Opioids have been used for millennia as a pain reliever. One of the most powerful pain relievers of all time, opium, has been in use since the first civilizations cropped up around its native Mediterranean Sea. As time wore on, opium poppy, the source of the raw material, was processed to create opiates like morphine and opium, and eventually heroin, all for varying degrees of severe pain.
Opiate drugs have a long and well-documented history of addiction, no matter which group is using it, but this wasn’t something that doctors in the 90s shared with their patients, whether it was because they didn’t know, or because information at the time simply wasn’t taught to these doctors. Whether or not this is true isn’t important, but the fact that all of the prescriptions for opioid painkillers created a new generation of addicted people certainly is.

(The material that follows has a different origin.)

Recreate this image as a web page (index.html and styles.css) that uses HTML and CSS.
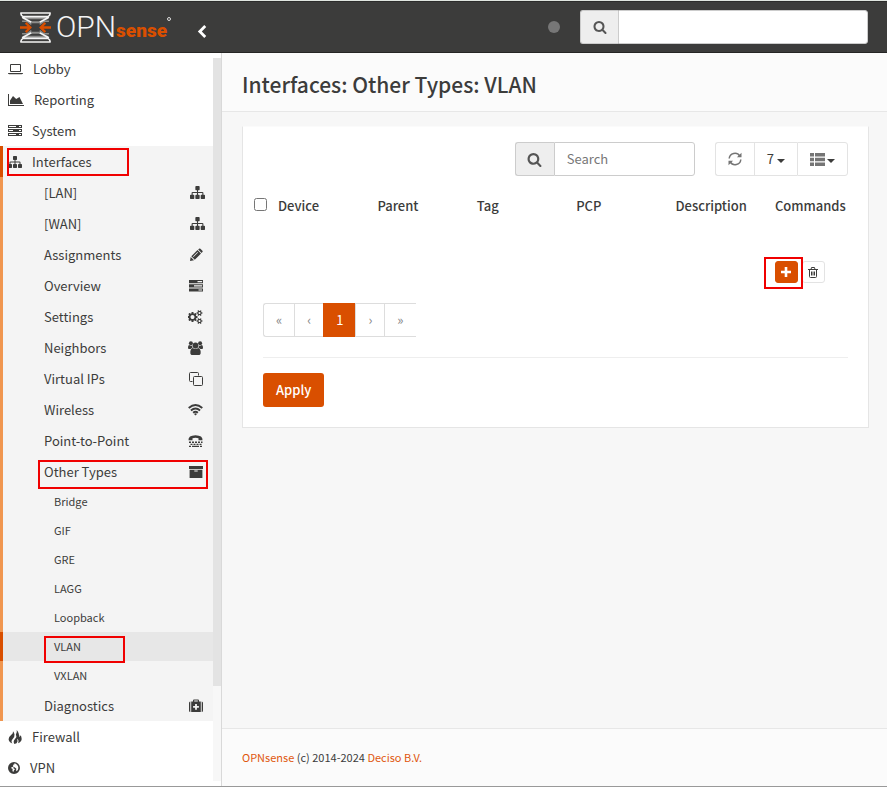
FILE: index.html
```html
<!DOCTYPE html>
<html lang="en">
<head>
<meta charset="utf-8">
<meta name="viewport" content="width=device-width, initial-scale=1">
<title>VLAN | Other Types | Interfaces</title>
<link rel="stylesheet" href="styles.css">
</head>
<body>
<svg class="defs" aria-hidden="true">
  <symbol id="i-sitemap" viewBox="0 0 1792 1792"><path d="M1792 1248v320q0 40-28 68t-68 28h-320q-40 0-68-28t-28-68v-320q0-40 28-68t68-28h96v-192h-512v192h96q40 0 68 28t28 68v320q0 40-28 68t-68 28h-320q-40 0-68-28t-28-68v-320q0-40 28-68t68-28h96v-192h-512v192h96q40 0 68 28t28 68v320q0 40-28 68t-68 28h-320q-40 0-68-28t-28-68v-320q0-40 28-68t68-28h96v-192q0-52 38-90t90-38h512v-192h-96q-40 0-68-28t-28-68v-320q0-40 28-68t68-28h320q40 0 68 28t28 68v320q0 40-28 68t-68 28h-96v192h512q52 0 90 38t38 90v192h96q40 0 68 28t28 68z"/></symbol>
  <symbol id="i-search" viewBox="0 0 1792 1792"><path d="M1216 832q0-185-131.5-316.5t-316.5-131.5-316.5 131.5-131.5 316.5 131.5 316.5 316.5 131.5 316.5-131.5 131.5-316.5zm512 832q0 52-38 90t-90 38q-54 0-90-38l-343-342q-179 124-399 124-143 0-273.5-55.5t-225-150-150-225-55.5-273.5 55.5-273.5 150-225 225-150 273.5-55.5 273.5 55.5 225 150 150 225 55.5 273.5q0 220-124 399l343 343q37 37 37 90z"/></symbol>
  <symbol id="i-pencil" viewBox="0 0 14 14"><path fill-rule="evenodd" d="M1 13l.7-4L5 12.300zM2.300 8.300l6.200-6.200 3.500 3.500-6.200 6.200zM4 8.500l.5.5 4.500-4.500-.5-.5zM9.200 1.500l.8-.8q.7-.6 1.400 0l2 2q.6.7 0 1.400l-.8.8z"/></symbol>
  <symbol id="i-archive" viewBox="0 0 14 14"><path fill-rule="evenodd" d="M0 1h14v3H0zM.6 4.800h12.800V13H.6zM5.300 5.600v1h3.400v-1z"/></symbol>
  <symbol id="i-cogs" viewBox="0 0 1920 1792"><path d="M832 896q0-106-75-181t-181-75-181 75-75 181 75 181 181 75 181-75 75-181zm768 512q0-52-38-90t-90-38-90 38-38 90q0 53 37.500 90.500t90.500 37.500 90.500-37.500 37.500-90.500zm0-1024q0-52-38-90t-90-38-90 38-38 90q0 53 37.500 90.500t90.500 37.500 90.500-37.500 37.500-90.500zm-384 421v185q0 10-7 19.500t-16 10.500l-155 24q-11 35-32 76 34 48 90 115 7 11 7 20 0 12-7 19-23 30-82.500 89.500t-78.500 59.500q-11 0-21-7l-115-90q-37 19-77 31-11 108-23 155-7 24-30 24h-186q-11 0-20-7.500t-10-17.500l-23-153q-34-10-75-31l-118 89q-7 7-20 7-11 0-21-8-144-133-144-160 0-9 7-19 10-14 41-53t47-61q-23-44-35-82l-152-24q-10-1-17-9.500t-7-19.500v-185q0-10 7-19.500t16-10.500l155-24q11-35 32-76-34-48-90-115-7-11-7-20 0-12 7-20 22-30 82-89t79-59q11 0 21 7l115 90q34-18 77-32 11-108 23-154 7-24 30-24h186q11 0 20 7.500t10 17.500l23 153q34 10 75 31l118-89q8-7 20-7 11 0 21 8 144 133 144 160 0 8-7 19-12 16-42 54t-45 60q23 48 34 82l152 23q10 2 17 10.500t7 19.500zm640 533v140q0 16-149 31-12 27-30 52 51 113 51 138 0 4-4 7-122 71-124 71-8 0-46-47t-52-68q-20 2-30 2t-30-2q-14 21-52 68t-46 47q-2 0-124-71-4-3-4-7 0-25 51-138-18-25-30-52-149-15-149-31v-140q0-16 149-31 13-29 30-52-51-113-51-138 0-4 4-7 4-2 35-20t59-34 30-16q8 0 46 46.500t52 67.500q20-2 30-2t30 2q51-71 92-112l6-2q4 0 124 70 4 3 4 7 0 25-51 138 17 23 30 52 149 15 149 31zm0-1024v140q0 16-149 31-12 27-30 52 51 113 51 138 0 4-4 7-122 71-124 71-8 0-46-47t-52-68q-20 2-30 2t-30-2q-14 21-52 68t-46 47q-2 0-124-71-4-3-4-7 0-25 51-138-18-25-30-52-149-15-149-31v-140q0-16 149-31 13-29 30-52-51-113-51-138 0-4 4-7 4-2 35-20t59-34 30-16q8 0 46 46.500t52 67.500q20-2 30-2t30 2q51-71 92-112l6-2q4 0 124 70 4 3 4 7 0 25-51 138 17 23 30 52 149 15 149 31z"/></symbol>
  <symbol id="i-laptop" viewBox="0 0 15 14"><path fill-rule="evenodd" d="M3 2h9q1 0 1 1v6q0 1-1 1H3q-1 0-1-1V3q0-1 1-1zM3 3v6h9V3zM0 11h15v.6q-.4.7-1.400.7H1.400Q.4 12.300 0 11.600z"/></symbol>
  <symbol id="i-area" viewBox="0 0 16 14"><path d="M0 1h1v11h15v1H0zM2 11V7.500L5 3l3.200 3L11.500 4l3.500 7z"/></symbol>
  <symbol id="i-server" viewBox="0 0 14 14"><path fill-rule="evenodd" d="M0 1h14v3H0zM0 5h14v3H0zM0 9h14v3H0zM1 2v1h7V2zM1 6v1h4V6zM1 10v1h7v-1zM11 2v1h2V2zM11 6v1h2V6zM11 10v1h2v-1z"/></symbol>
  <symbol id="i-tasks" viewBox="0 0 14 14"><path fill-rule="evenodd" d="M0 1h14v3.200H0zM0 5.200h14v3.200H0zM0 9.400h14v3.200H0zM8.500 2v1.200h4.600V2zM5 6.200v1.200h8.100V6.200zM9.500 10.400v1.200h3.600v-1.200z"/></symbol>
  <symbol id="i-users" viewBox="0 0 15 14"><circle cx="7.500" cy="4.500" r="2.900"/><circle cx="2.900" cy="2.300" r="2"/><circle cx="12.100" cy="2.300" r="2"/><path d="M3.500 14q-1.500-.4-1.200-3.200.4-3.400 2.400-3.800 2.800 1.700 5.600 0 2 .4 2.400 3.800.3 2.800-1.200 3.200zM.9 8.100Q0 8 0 6.500 0 4.200 1.200 4.100q1.500 1 3 .4-.2 1.300.4 2.300-1.400.3-2 1.300zM14.100 8.100q.9-.1.900-1.600 0-2.300-1.200-2.400-1.500 1-3 .4.200 1.300-.4 2.300 1.400.3 2 1.300z"/></symbol>
  <symbol id="i-clone" viewBox="0 0 14 14"><path fill="none" stroke="currentColor" d="M3.500 9.500h-2q-1 0-1-1v-7q0-1 1-1h7q1 0 1 1v2M5.500 4.500h7q1 0 1 1v7q0 1-1 1h-7q-1 0-1-1v-7q0-1 1-1z"/></symbol>
  <symbol id="i-wifi" viewBox="0 0 15 14"><path fill="none" stroke="currentColor" stroke-width="1.800" d="M.7 5q6.800-6 13.600 0M2.900 7.500q4.600-4 9.200 0M5.100 9.800q2.400-2.100 4.800 0"/><path d="M6 10.900q1.500-1.100 3 0l-1.500 1.600z"/></symbol>
  <symbol id="i-tty" viewBox="0 0 15 14"><path d="M.5 6.200Q0 1.400 7.500 1.200 15 1.400 14.500 6.200h-4V4.300q-3-1-6 0v1.900zM1 7.500h2V9H1zM4 7.500h2V9H4zM7 7.500h2V9H7zM10 7.500h2V9h-2zM13 7.500h1.500V9H13zM2.500 9.700h2V11h-2zM5.500 9.700h2V11h-2zM8.500 9.700h2V11h-2zM11.500 9.700h2V11h-2zM1 11.700h2V13H1zM4 11.700h7V13H4zM12 11.700h2V13h-2z"/></symbol>
  <symbol id="i-medkit" viewBox="0 0 14 14"><path fill-rule="evenodd" d="M1.300 2.500v10.500Q0 13 0 11.500V4q0-1.500 1.300-1.500zM12.700 2.500v10.500q1.300 0 1.300-1.500V4q0-1.500-1.300-1.500zM2.200 2.500H4V1.500q0-1 1-1h4q1 0 1 1v1h1.800V13H2.200zM5.200 1.600v.9h3.600v-.9zM6.100 5v2H4.100v1.800h2v2h1.800v-2h2V7h-2V5z"/></symbol>
  <symbol id="i-fire" viewBox="0 0 14 14"><path d="M5 1.200q.5 2-1.900 3.800Q.4 7.100.6 9.300.8 12.200 4.400 13.600 2.600 11 4.700 8.900q2.100-2.100 1.800-4.300Q6.200 2.600 5 1.200zM8.700 0q.7 2.600-.8 4.600 1.400 2.300-.9 4.500-2.300 2.400-.6 4.900 2.800-.2 3.100-2.600 0-1.500-.4-2.600 2.200 1.400 1 4.500 3.300-1.300 3.600-4.300.1-2.800-1.900-3.900.3 1.600-.8 2.100.4-4.500-2.300-7.200z"/></symbol>
  <symbol id="i-globe" viewBox="0 0 12 12"><path fill-rule="evenodd" d="M6 0a6 6 0 1 1 0 12A6 6 0 0 1 6 0zM7.300 1.400L6 1.600l.6.7-1 .3-.8 1 .8.300L4.600 5l-1.200.2-.3 1 1 .2.600 1-.3 1.500.9 1L6 8.300l.9-.9-.9-1-1-.5.6-.7 1.200.1.600.8.900.5-.2 1.700.6.900 1.200-1.400Q11.500 3.500 7.300 1.400z"/></symbol>
  <symbol id="i-refresh" viewBox="0 0 14 14"><path fill="none" stroke="currentColor" stroke-width="1.500" d="M1.200 6.500A5.700 5.700 0 0 1 11.800 4.100M12.800 7.500A5.700 5.700 0 0 1 2.200 9.900"/><path d="M13.500.7V5.300H8.900zM.5 13.300V8.700h4.600z"/></symbol>
  <symbol id="i-list" viewBox="0 0 15 13"><path d="M0 0h4v3.500H0zM5 0h10v3.500H5zM0 4.700h4v3.500H0zM5 4.700h10v3.500H5zM0 9.400h4v3.500H0zM5 9.400h10v3.500H5z"/></symbol>
  <symbol id="i-plus" viewBox="0 0 10 10"><path d="M3.700 0h2.600v3.700H10v2.600H6.300V10H3.700V6.300H0V3.700h3.700z"/></symbol>
  <symbol id="i-trash" viewBox="0 0 10 11"><path fill="none" stroke="currentColor" d="M0 2.500h10M3 2.500l.5-2h3l.5 2M1.500 2.500v7q0 1 1 1h5q1 0 1-1v-7M3.500 4.500v4M5 4.500v4M6.500 4.500v4"/></symbol>
  <symbol id="i-chevron" viewBox="0 0 9 12"><path fill="none" stroke="currentColor" stroke-width="2.600" d="M7.500 1L2.500 6l5 5"/></symbol>
</svg>

<header class="topbar">
  <a class="brand" href="#" aria-label="OPNsense">
    <svg class="brand-mark" viewBox="0 0 30 30">
      <path fill="#8d8d8b" d="M3 4.500h24V7H3zM3 23h24v2.500H3zM11 9h8v2h-8zM11 19h8v2h-8z"/>
      <path fill="none" stroke="#8d8d8b" stroke-width="1.500" d="M2 9h5l4 3M28 9h-5l-4 3M2 21h5l4-3M28 21h-5l-4-3"/>
      <path fill="none" stroke="#f4f4f4" stroke-width="1.600" d="M1 1h28q.5 2-2 3.500H3Q.5 3 1 1zM1 29h28q.5-2-2-3.500H3Q.5 27 1 29zM2 5l9 5M28 5l-9 5M2 25l9-5M28 25l-9-5"/>
      <path fill="none" stroke="#d94f00" stroke-width="2.200" d="M0 15h10M5.500 10.500L10 15l-4.500 4.500M30 15H20M24.500 10.500L20 15l4.500 4.500"/>
    </svg>
    <span class="brand-opn">OPN</span><span class="brand-sense">sense</span><span class="brand-dot"></span>
  </a>
  <button class="collapse" type="button" aria-label="Toggle sidebar"><svg width="10" height="13"><use href="#i-chevron"/></svg></button>
  <span class="status"></span>
  <form class="group top-search">
    <label class="addon" for="q"><svg width="14" height="14"><use href="#i-search"/></svg></label>
    <input id="q" type="text" aria-label="Quick search">
  </form>
</header>

<div class="page">
  <aside class="sidebar">
    <nav class="menu">
      <a class="item" href="#"><svg width="15" height="14"><use href="#i-laptop"/></svg>Lobby</a>
      <a class="item" href="#"><svg width="16" height="14"><use href="#i-area"/></svg>Reporting</a>
      <a class="item" href="#"><svg width="14" height="14"><use href="#i-server"/></svg>System</a>
      <a class="item open" href="#"><svg width="14" height="14"><use href="#i-sitemap"/></svg>Interfaces<span class="mark mark-main"></span></a>
      <div class="submenu">
        <a class="sub" href="#">[LAN]<svg class="wide" width="15" height="15"><use href="#i-sitemap"/></svg></a>
        <a class="sub" href="#">[WAN]<svg class="wide" width="15" height="15"><use href="#i-sitemap"/></svg></a>
        <a class="sub" href="#">Assignments<svg width="14" height="14"><use href="#i-pencil"/></svg></a>
        <a class="sub" href="#">Overview<svg width="14" height="14"><use href="#i-tasks"/></svg></a>
        <a class="sub" href="#">Settings<svg width="15" height="14"><use href="#i-cogs"/></svg></a>
        <a class="sub" href="#">Neighbors<svg width="15" height="14"><use href="#i-users"/></svg></a>
        <a class="sub" href="#">Virtual IPs<svg width="14" height="14"><use href="#i-clone"/></svg></a>
        <a class="sub" href="#">Wireless<svg width="15" height="14"><use href="#i-wifi"/></svg></a>
        <a class="sub" href="#">Point-to-Point<svg width="15" height="14"><use href="#i-tty"/></svg></a>
        <a class="sub" href="#">Other Types<svg width="14" height="14"><use href="#i-archive"/></svg><span class="mark mark-sub"></span></a>
        <a class="leaf" href="#">Bridge</a>
        <a class="leaf" href="#">GIF</a>
        <a class="leaf" href="#">GRE</a>
        <a class="leaf" href="#">LAGG</a>
        <a class="leaf" href="#">Loopback</a>
        <a class="leaf active" href="#">VLAN<span class="mark mark-leaf"></span></a>
        <a class="leaf" href="#">VXLAN</a>
        <a class="sub" href="#">Diagnostics<svg width="14" height="14"><use href="#i-medkit"/></svg></a>
      </div>
      <a class="item" href="#"><svg width="14" height="14"><use href="#i-fire"/></svg>Firewall</a>
      <a class="item" href="#"><svg width="12" height="12"><use href="#i-globe"/></svg>VPN</a>
    </nav>
    <div class="track"><div class="thumb"></div></div>
  </aside>

  <div class="content">
    <div class="title"><h1>Interfaces: Other Types: VLAN</h1></div>
    <main class="main">
      <section class="panel">
        <div class="toolbar">
          <div class="group table-search">
            <label class="addon" for="s"><svg width="15" height="15"><use href="#i-search"/></svg></label>
            <input id="s" type="text" placeholder="Search">
          </div>
          <div class="buttons">
            <button type="button" aria-label="Refresh"><svg width="14" height="14"><use href="#i-refresh"/></svg></button>
            <button type="button">7<span class="caret"></span></button>
            <button type="button" aria-label="Columns"><svg width="15" height="13"><use href="#i-list"/></svg><span class="caret"></span></button>
          </div>
        </div>
        <table>
          <colgroup><col class="c-check"><col class="c"><col class="c"><col class="c"><col class="c"><col class="c"><col></colgroup>
          <thead>
            <tr><th class="check"><input type="checkbox" aria-label="Select all"></th><th>Device</th><th>Parent</th><th>Tag</th><th>PCP</th><th>Description</th><th>Commands</th></tr>
          </thead>
          <tfoot>
            <tr><td colspan="6"></td><td><div class="commands">
              <button class="add" type="button" aria-label="Add"><svg width="10" height="10"><use href="#i-plus"/></svg></button>
              <button class="del" type="button" aria-label="Delete selected"><svg width="10" height="11"><use href="#i-trash"/></svg></button>
              <span class="mark mark-add"></span>
            </div></td></tr>
          </tfoot>
        </table>
        <div class="below">
          <div class="pages">
            <a href="#">«</a><a href="#">‹</a><a class="current" href="#">1</a><a href="#">›</a><a href="#">»</a>
          </div>
          <hr>
          <button class="apply" type="button">Apply</button>
        </div>
      </section>
    </main>
    <footer class="foot"><a href="#">OPNsense</a> (c) 2014-2024 <a href="#">Deciso B.V.</a></footer>
  </div>
</div>
</body>
</html>
```
FILE: styles.css
```css
* { box-sizing: border-box; }

body {
  margin: 0;
  min-height: 100vh;
  display: flex;
  flex-direction: column;
  border-top: 1px solid #e0e5e0;
  border-bottom: 1px solid #999;
  background: #f7f7f7;
  color: #3c3c3b;
  font: 13px/20px "Noto Sans CJK SC", "Noto Sans", sans-serif;
}

a { color: inherit; text-decoration: none; }
svg { display: block; flex: none; fill: currentColor; }
.defs { position: absolute; width: 0; height: 0; }
button, input { font: inherit; color: inherit; }

/* Top bar */
.topbar {
  display: flex;
  align-items: center;
  height: 52px;
  padding: 0 19px 0 20px;
  background: #3c3c3b;
  border-top: 1px solid #2c2c2b;
  border-bottom: 1px solid #252524;
}
.brand { display: flex; align-items: center; height: 30px; width: 152px; }
.brand-mark { width: 31px; height: 31px; }
.brand-opn {
  margin-left: 5px;
  color: #f4f4f4;
  font: 300 30px/30px Roboto, "Liberation Sans", sans-serif;
}
.brand-sense {
  padding-top: 8px;
  color: #d94f00;
  font: 900 19px/30px Roboto, "Liberation Sans", sans-serif;
}
.brand-dot { width: 4px; height: 4px; margin-bottom: 16px; border: 1px solid #ddd; border-radius: 50%; }
.collapse { margin: 8px 0 0 25px; padding: 0; border: 0; background: none; color: #fff; }
.status { width: 12px; height: 12px; margin: 0 20px 0 auto; border-radius: 50%; background: #777; }

.group { display: flex; height: 34px; margin: 0; }
.addon {
  display: flex;
  align-items: center;
  justify-content: center;
  width: 39px;
  background: #eee;
  border: 1px solid #ccc;
  border-right: 0;
  border-radius: 3px 0 0 3px;
  color: #555;
}
.group input {
  flex: 1;
  min-width: 0;
  padding: 0 12px;
  border: 1px solid #ccc;
  border-radius: 0 3px 3px 0;
  background: #fff;
  outline: 0;
}
.group input::placeholder { color: #777; opacity: 1; }
.top-search { width: 288px; }
.top-search .addon { width: 38px; }

/* Sidebar */
.page { flex: 1; display: flex; }
.sidebar {
  display: flex;
  flex: none;
  width: 222px;
  background: #fff;
  border-right: 1px solid #d9d9d9;
}
.menu { flex: 1; }
.track { width: 8px; margin-bottom: 5px; background: #f7f7f7; }
.thumb { height: 87%; border-top: 5px solid #fff; background: #e3e3e3; }
.item, .sub, .leaf { position: relative; display: flex; align-items: center; }
.item { gap: 10px; height: 31px; padding-left: 8px; }
.item.open { background: #f4f4f4; box-shadow: inset 3px 0 #d94f00; }
.submenu { background: #f4f4f4; border-left: 3px solid #f0964f; }
.sub { justify-content: space-between; height: 31px; padding: 0 10px 0 41px; }
.sub .wide { margin-right: -2px; }
.leaf { height: 29px; padding: 0 0 2px 51px; font-size: 11px; }
.leaf.active { margin-left: -3px; padding-left: 54px; background: #e7e7e7; box-shadow: inset 3px 0 #d94f00; }

/* Highlight frames laid over the controls */
.mark { position: absolute; border: 2px solid #f00000; pointer-events: none; }
.mark-main { left: 7px; top: 2px; width: 122px; height: 28px; }
.mark-sub { left: 35px; right: 5px; top: 4px; height: 29px; }
.mark-leaf { left: 44px; top: 4px; width: 81px; height: 27px; }
.mark-add { left: -11px; top: -4px; width: 39px; height: 32px; }

/* Content */
.content { flex: 1; min-width: 0; display: flex; flex-direction: column; }
.title { padding: 19px 20px 15px; background: #fbfbfb; border-bottom: 1px solid #e7e7e7; }
h1 { margin: 0; font-size: 21px; line-height: 24px; font-weight: 500; }
.main { flex: 1; padding: 14px 18px 20px 20px; }
.panel { padding: 15px 0 20px; background: #fff; border: 1px solid #e5e5e5; border-top-color: #fbfbfb; }
.toolbar { display: flex; justify-content: flex-end; gap: 20px; padding-right: 20px; }
.table-search { width: 180px; }
.buttons { display: flex; height: 34px; }
.buttons button {
  display: flex;
  align-items: center;
  gap: 3px;
  padding: 0 12px;
  border: 1px solid #e3e3e3;
  border-right-width: 0;
  background: #fff;
}
.buttons button:first-child { border-radius: 3px 0 0 3px; }
.buttons button:last-child { gap: 2px; border-right-width: 1px; border-radius: 0 3px 3px 0; }
.buttons svg { color: #757575; }
.caret { border: 4px solid transparent; border-top-color: #3c3c3b; border-bottom: 0; margin-top: 3px; }

table { width: 100%; margin-top: 15px; border-collapse: collapse; table-layout: fixed; }
.c-check { width: 25px; }
.c { width: 15.9%; }
th { height: 30px; padding: 0 0 0 10px; text-align: left; font-weight: 500; white-space: nowrap; }
.check { padding-left: 11px; }
.check input { display: block; width: 13px; height: 13px; margin: 0 0 4px; }
td { padding: 40px 0 20px 10px; }
.commands { position: relative; display: flex; gap: 4px; }
.commands button {
  display: flex;
  align-items: center;
  justify-content: center;
  width: 23px;
  height: 22px;
  padding: 0;
  border: 1px solid #e3e3e3;
  border-radius: 3px;
  background: #fff;
}
.commands .add { border-color: #d94f00; background: #d94f00; color: #fff; }

.below { padding: 0 20px; }
.pages { display: flex; height: 34px; }
.pages a {
  display: flex;
  align-items: center;
  padding: 0 12px;
  border: 1px solid #ddd;
  border-right: 0;
  color: #888;
}
.pages a:first-child { border-radius: 3px 0 0 3px; }
.pages .current { border-color: #d94f00; background: #d94f00; color: #fff; }
hr { margin: 20px 0 15px; border: 0; border-top: 1px solid #eee; }
.apply {
  height: 34px;
  padding: 0 13px;
  border: 0;
  border-radius: 3px;
  background: #d94f00;
  color: #fff;
  font-weight: 500;
}

.foot { padding: 18px 20px 19px; background: #fbfbfb; border-top: 1px solid #e7e7e7; font-size: 11px; }
.foot a { color: #e0570e; }
```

The doctors, writing opioid prescriptions to patients for their pain, believed they were prescribing a powerful pain reliever with excellent benefits. To make matters more dire for young white people living in rural areas, these painkillers were the key to keeping patients comfortable: much of rural America is woefully lacking in drug addiction specialists, therapists, and rehabilitation facilities. Thus, powerful medicine is often a rural doctor’s best chance of providing the kind of healing that their patients deserve. The ease of the prescription, the low numbers of medical professionals, and the tendency on the part of doctors in the 90s to assume that the face of addiction is that of a Black or brown person are all reasons for the rising number of opioid deaths in the nation. Rehabilitation for drug and alcohol addiction, though, can help anyone who is able to make it into a facility.
Heroin and Fentanyl
Heroin deaths in rural America have risen steadily and surely since the 1990s, and heroin overdose is one of the most common reasons for opioid overdose death today. The rise in heroin overdose deaths is part of the disastrous opioid epidemic – in fact, studies have concluded that a person who abuses prescription opioids is highly likely to later become addicted to heroin, which produces a similar high for a lower price. Never forget that opioid prescription drugs, common though they might be, are very expensive – some medicines can cost hundreds of dollars per pill, putting a person living with addiction in a difficult financial position.
Enter heroin – a cheaper, extremely dangerous cousin of commercial opiate painkillers. Heroin use spreads so quickly because addiction can occur in as little as one to two uses. Heroin is powerful, powerfully addictive, and relatively easy to get. With prescription opioid abuse at an all-time high, it makes sense that people would eventually seek out heroin, an alternative that can be obtained with half of the effort as prescription painkillers.
Even scarier than the powerful heroin is Fentanyl, a synthetic opioid that offers the same effects as heroin, but in a much smaller dose. Like heroin, Fentanyl makes the user feel blissful and euphoric.
During that crucial time in 2013 and 2014, Fentanyl abuse became a public health concern, with the people most vulnerable to its wiles already living with addiction to opioid drugs. Rural areas are some of the first to experience the worst of economic depressions; the 2008 financial crisis was never fully resolved in much of the country, creating a unique class of stressors for people living in rural areas. With so many people dying, it is extremely important to check in with friends and family members. You never know who is having a difficult time, and considering all available options.